Mon Nov 25, 2013, 08:59 PM
Nov 2013

oh, you didn't........... ha!


 

Ken Burch

(50,254 posts)
15. My intent here was dialogue, not bashing.
Mon Nov 25, 2013, 09:07 PM
Nov 2013

I was trying to talk about some things HRC might do that would ease the concerns and suspicions that a lot of good Dems have.

Like any other candidate, HRC should be willing to embrace the idea that it's not wrong to listen to other views and change...she'd gain a lot on that especially on the "free trade" and foreign policy fronts.

I know you back her, but you should see the problem with her "status quo" positions on those issues. And the positions she takes(big war budget, staying in the Middle East militarily, being open at times to actually bombing Iran, pro-globalization, which is an objectively anti-worker and anti-woman whatever her intents on that last one)aren't even all that popular.
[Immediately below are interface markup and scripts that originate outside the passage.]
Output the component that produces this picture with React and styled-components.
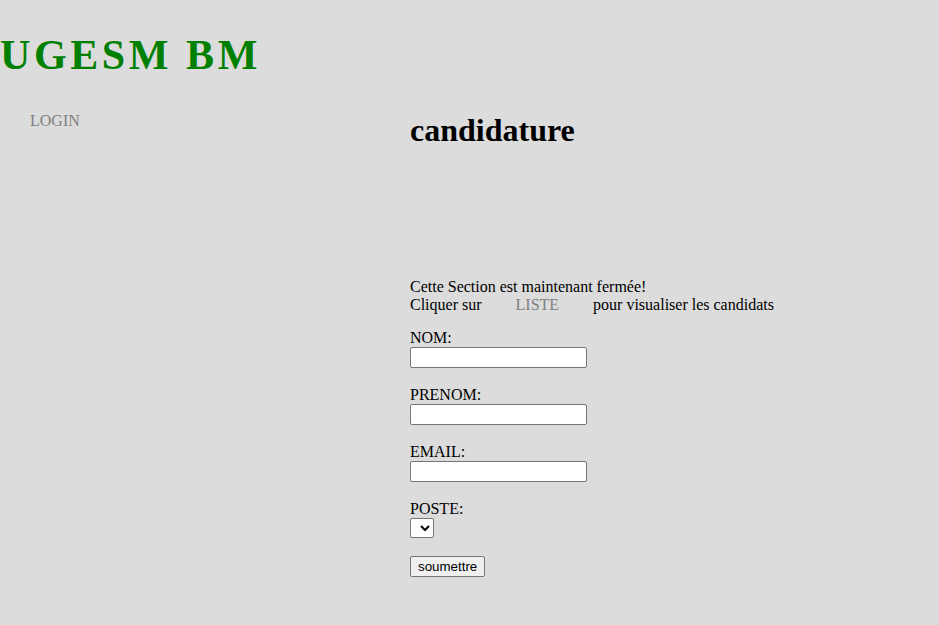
import React from 'react';
import styled, { createGlobalStyle } from 'styled-components';

const GlobalStyle = createGlobalStyle`
    html, body {
        margin: 0;
        padding: 0;
        background-color: #dcdcdc;
    }
    body{
        font-family: "Liberation Serif", "Times New Roman", serif;
        font-size: 16px;
        color: #000;
    }
`;

const Page = styled.div`
    box-sizing: border-box;
    min-height: 625px;
    padding-top: 32px;
`;

const Brand = styled.h1`
    margin: 0;
    font-size: 42px;
    line-height: 46px;
    font-weight: bold;
    letter-spacing: 3.6px;
    color: #008000;
    white-space: nowrap;
`;

const Layout = styled.div`
    display: grid;
    grid-template-columns: 410px 1fr;
    margin-top: 34px;
`;

const Nav = styled.nav`
    .nav-link{
        display: inline-block;
        padding: 0 30px;
        color: #808080;
        text-decoration: none;
    }
`;

const Main = styled.main`
    .title{
        margin: 0;
        font-size: 32px;
        line-height: 37px;
        font-weight: bold;
    }
`;

const Notice = styled.div`
    margin-top: 129px;

    a{
        padding: 0 30px;
        color: #808080;
        text-decoration: none;
    }
`;

const Form = styled.form`
    margin-top: 15px;
`;

const Field = styled.div`
    margin-bottom: ${props => props.gap || 18}px;

    label{
        display: block;
    }
`;

const TextInput = styled.input`
    display: block;
    box-sizing: border-box;
    width: 177px;
    height: 21px;
    margin: 0;
    padding: 1px 2px;
    background: #fff;
    border: 1px solid #767676;
    border-radius: 2px;
    font-family: "Liberation Sans", Arial, sans-serif;
    font-size: 13.33px;
`;

const Select = styled.select`
    display: block;
    box-sizing: border-box;
    width: 24px;
    height: 20px;
    margin: 0;
    background: #fff;
    border: 1px solid #767676;
    border-radius: 2px;
    font-family: "Liberation Sans", Arial, sans-serif;
    font-size: 13.33px;
`;

const Submit = styled.button`
    box-sizing: border-box;
    height: 21px;
    margin: 0;
    padding: 1px 7px;
    background: #efefef;
    border: 1px solid #767676;
    border-radius: 2px;
    font-family: "Liberation Sans", Arial, sans-serif;
    font-size: 13.33px;
    color: #000;
`;

const fields = [
    { id: 'nom', label: 'NOM:' },
    { id: 'prenom', label: 'PRENOM:' },
    { id: 'email', label: 'EMAIL:' },
];

const App = () => {
    return (
        <Page>
            <GlobalStyle />
            <Brand>UGESM BM</Brand>
            <Layout>
                <Nav>
                    <a className="nav-link" href="#login">LOGIN</a>
                </Nav>
                <Main>
                    <h1 className="title">candidature</h1>
                    <Notice>
                        Cette Section est maintenant fermée!<br />
                        Cliquer sur <a href="#liste">LISTE</a> pour visualiser les candidats
                    </Notice>
                    <Form onSubmit={e => e.preventDefault()}>
                        {fields.map(f => (
                            <Field key={f.id}>
                                <label htmlFor={f.id}>{f.label}</label>
                                <TextInput id={f.id} type="text" />
                            </Field>
                        ))}
                        <Field gap={18}>
                            <label htmlFor="poste">POSTE:</label>
                            <Select id="poste"></Select>
                        </Field>
                        <Submit type="submit">soumettre</Submit>
                    </Form>
                </Main>
            </Layout>
        </Page>
    );
};

export default App;
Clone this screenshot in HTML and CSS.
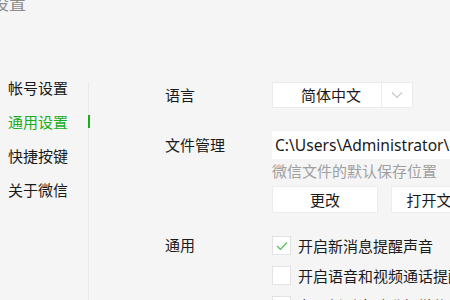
FILE: index.html
```html
<!DOCTYPE html>
<html lang="zh-CN">
<head>
    <meta charset="UTF-8">
    <meta name="viewport" content="width=device-width, initial-scale=1.0">
    <title>设置</title>
    <link rel="stylesheet" href="styles.css">
</head>
<body>
    <div class="title">设置</div>
    <div class="main">
        <ul class="nav">
            <li>帐号设置</li>
            <li class="active">通用设置</li>
            <li>快捷按键</li>
            <li>关于微信</li>
        </ul>
        <div class="content">
            <div class="row">
                <div class="label">语言</div>
                <div class="value">
                    <div class="select">
                        <span class="select-text">简体中文</span>
                        <span class="select-arrow">
                            <svg width="12" height="8" viewBox="0 0 12 8"><path d="M1 1.5l5 5 5-5" fill="none" stroke="#c8c8c8" stroke-width="1.2"/></svg>
                        </span>
                    </div>
                </div>
            </div>

            <div class="row row-file">
                <div class="label">文件管理</div>
                <div class="value">
                    <div class="path">C:\Users\Administrator\Documents\WeChat Files</div>
                    <div class="hint">微信文件的默认保存位置</div>
                    <div class="buttons">
                        <button class="btn">更改</button>
                        <button class="btn">打开文件夹</button>
                    </div>
                </div>
            </div>

            <div class="row row-general">
                <div class="label">通用</div>
                <div class="value checks">
                    <label class="check">
                        <span class="box">
                            <svg width="12" height="10" viewBox="0 0 12 10"><path d="M1 5l3.5 3.5L11 1.5" fill="none" stroke="#4cbf4c" stroke-width="1.2"/></svg>
                        </span>
                        开启新消息提醒声音
                    </label>
                    <label class="check"><span class="box"></span>开启语音和视频通话提醒声音</label>
                    <label class="check"><span class="box"></span>有更新时自动升级微信</label>
                </div>
            </div>
        </div>
    </div>
</body>
</html>
```

FILE: styles.css
```css
body {
    margin: 0;
    padding: 0;
    background-color: #f5f5f5;
    font-family: "Noto Sans", "Noto Sans CJK SC", sans-serif;
    font-size: 15px;
    color: #1a1a1a;
    overflow: hidden;
}
.title {
    margin: -6px 0 0 -8px;
    font-size: 17px;
    line-height: 20px;
    color: #8c8c8c;
}
.main {
    display: flex;
    align-items: flex-start;
    margin-top: 57px;
}
.nav {
    list-style: none;
    margin: 0;
    padding: 0 0 0 8px;
    width: 80px;
    flex-shrink: 0;
}
.nav li {
    position: relative;
    line-height: 34px;
    white-space: nowrap;
}
.nav li.active {
    color: #1aad19;
}
.nav li.active::after {
    content: "";
    position: absolute;
    right: -2px;
    top: 10px;
    width: 2px;
    height: 13px;
    background: #1aad19;
}
.content {
    flex: 1;
    min-width: 0;
    margin-top: 11px;
    padding-left: 76px;
    border-left: 1px solid #e9e9e9;
    height: 300px;
    white-space: nowrap;
}
.row {
    display: flex;
}
.label {
    width: 107px;
    flex-shrink: 0;
    line-height: 26px;
}
.select {
    display: flex;
    width: 139px;
    height: 24px;
    background: #fff;
    border: 1px solid #ebebeb;
}
.select-text {
    width: 109px;
    padding-left: 8px;
    box-sizing: border-box;
    line-height: 24px;
    text-align: center;
    border-right: 1px solid #ebebeb;
}
.select-arrow {
    flex: 1;
    display: flex;
    align-items: center;
    justify-content: center;
}
.row-file {
    margin-top: 23px;
}
.row-file .label {
    line-height: 28px;
}
.path {
    width: 200px;
    height: 28px;
    line-height: 28px;
    padding-left: 3px;
    font-size: 15.6px;
    background: #fff;
    overflow: hidden;
}
.hint {
    line-height: 20px;
    margin-top: 2px;
    color: #a0a0a0;
}
.buttons {
    display: flex;
    gap: 13px;
    margin-top: 5px;
}
.btn {
    width: 106px;
    height: 27px;
    padding: 0;
    font-family: inherit;
    font-size: 15px;
    color: #1a1a1a;
    background: #fff;
    border: 1px solid #ededed;
    flex-shrink: 0;
}
.row-general {
    margin-top: 23px;
}
.row-general .label {
    line-height: 18px;
}
.checks {
    display: flex;
    flex-direction: column;
    gap: 11px;
}
.check {
    display: flex;
    align-items: center;
    gap: 7px;
    line-height: 18px;
}
.box {
    display: flex;
    align-items: center;
    justify-content: center;
    width: 17px;
    height: 17px;
    background: #fff;
    border: 1px solid #e3e3e3;
}
```
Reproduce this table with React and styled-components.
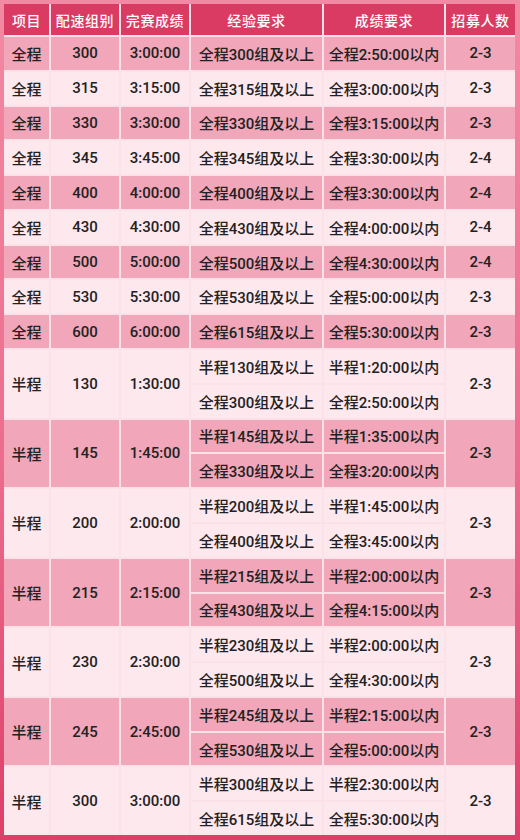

It looks like she's trying to prove that militarism and greed are somehow going to liberate the sisters, and that hurts her.

Capt. Obvious

(9,002 posts)
11. She has no shot. For the good of the party she should not run.
Mon Nov 25, 2013, 08:09 PM
Nov 2013

No need to get into another protracted battle with the eventual nominee, Biden.

 

Whisp

(24,096 posts)
17. Bill Maher described the Clintons the best:
Mon Nov 25, 2013, 09:20 PM
Nov 2013
If you are a Democrat, the Clintons are a pre-existing condition.